Regia di Clint Eastwood vedi scheda film
Può una fotografia cambiare le sorti di una guerra mondiale? È successo. Nel 1945, quando la bandiera issata sul monte di Iwo Jima da 6 giovani militari americani ha rivoluzionato gli umori degli Stati Uniti, che ribaltarono con il sentimento nazionalista e la forza d’animo le sorti delle ostilità.
Una pagina di storia americana trattata da Clint Eastwood in maniera poetica, con il sarcasmo giusto per esaltare l’assurdità di taluni comportamenti. Il modo di trattare fatti storici da un lato e commemorazioni politiche a posteriori dall’altro è peculiare: Eastwood sottolinea la semplicità, (purezza d’animo, fragilità, sentimenti) che sono propri dei ragazzi prima ancora che dei soldati, mettendo invece alla berlina i numerosi, inutili, quasi ridicoli cerimoniali intavolati da superiori inetti e vanagloriosi, che, proprio coi loro modi creano volutamente e ostinatamente il mito.
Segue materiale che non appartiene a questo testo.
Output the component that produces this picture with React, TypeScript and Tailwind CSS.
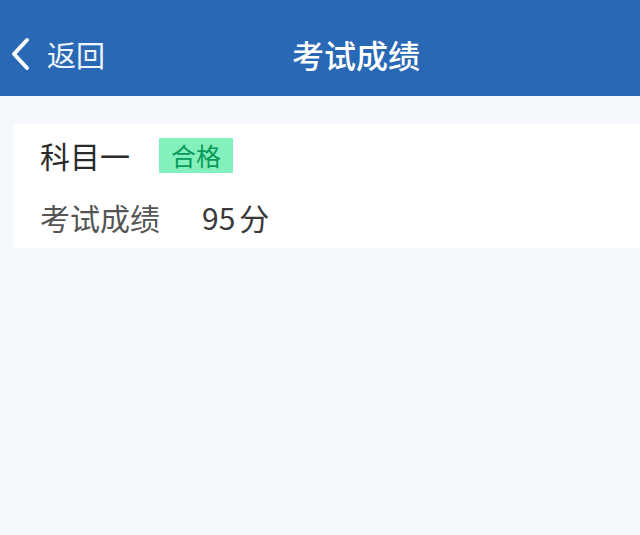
export default function App() {
  return (
    <div
      className="w-[640px] h-[535px] bg-[#f4f7fb] flex flex-col"
      style={{ fontFamily: '"Noto Sans CJK SC", "Noto Sans", sans-serif' }}
    >
      {/* Header */}
      <div className="h-[96px] bg-[#2868b4] flex items-center relative shrink-0 pt-[12px]">
        <div className="flex items-center pl-[9px] gap-[16px] text-white">
          <svg width="22" height="34" viewBox="0 0 22 34" fill="none">
            <path d="M18 3 L5 17 L18 31" stroke="white" strokeWidth="4" strokeLinecap="round" strokeLinejoin="round" />
          </svg>
          <span className="text-[29px] leading-none text-[#eef4fb]">返回</span>
        </div>
        <div className="absolute left-0 right-0 top-[12px] bottom-0 flex items-center justify-center pl-[72px] pointer-events-none">
          <span className="text-[32px] font-medium leading-none text-white">考试成绩</span>
        </div>
      </div>

      {/* Card */}
      <div className="mt-[28px] ml-[14px] bg-white h-[124px] flex flex-col justify-center pl-[26px] gap-[26px]">
        <div className="flex items-center h-[36px]">
          <span className="text-[30px] leading-none text-[#2a2a2a]">科目一</span>
          <span className="ml-[29px] bg-[#84f0bb] text-[#0b9a5c] text-[25px] leading-none px-[12px] h-[35px] flex items-center">
            合格
          </span>
        </div>
        <div className="flex items-center h-[36px]">
          <span className="text-[30px] leading-none text-[#555555]">考试成绩</span>
          <span className="ml-[42px] text-[30px] leading-none text-[#3a3a3a]">
            95<span className="ml-[4px]">分</span>
          </span>
        </div>
      </div>
    </div>
  );
}
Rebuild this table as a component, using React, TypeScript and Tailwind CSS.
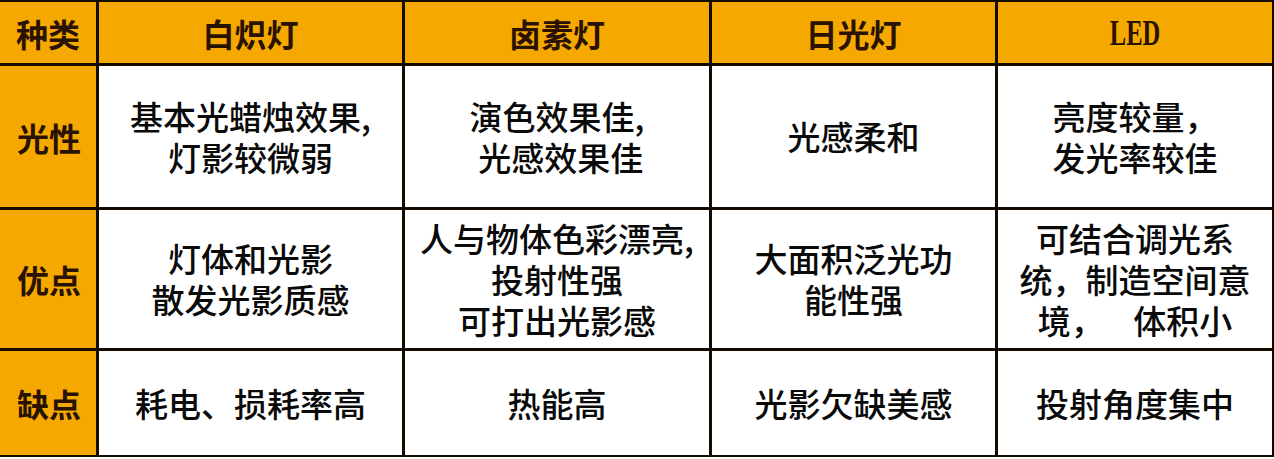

Le vicende vengono dipanate con numerosi andirivieni tra gli eventi, i fatti storici, datati 1945 (attraverso lunghi flashback), e le odierne, ancora vive, conseguenze nelle menti e negli animi dei reduci si alternano frequentemente. I flashback vengono presentati in uno splendido bianco e nero, e le scene di battaglia sono un vero giubilo per le pupille; Eastwood le traccia con straordinaria tecnica, facendosi aiutare dalle esplosioni, dai fumi sprigionati, dalla terra che salta in aria, dall’acqua che scroscia, per realizzare degli stacchi di montaggio “a tendina”, decisamente suggestivi. Suggestivi e piuttosto frequenti sono anche l’uso della camera a mano, dei carrelli a seguire e a precedere, capaci di dare l’impressione di essere lì con i soldati, nella mischia, nella battaglia assieme a loro.
Ogni minima parvenza di nazionalismo eastwoodiano viene spazzato via dal fatto che la trattazione cinematografica della vicenda storica viene completata con il contemporaneo “Letters from Iwo Jima” (sempre del 2006), in cui si narrano le stesse vicende dal punto di vista dei giapponesi.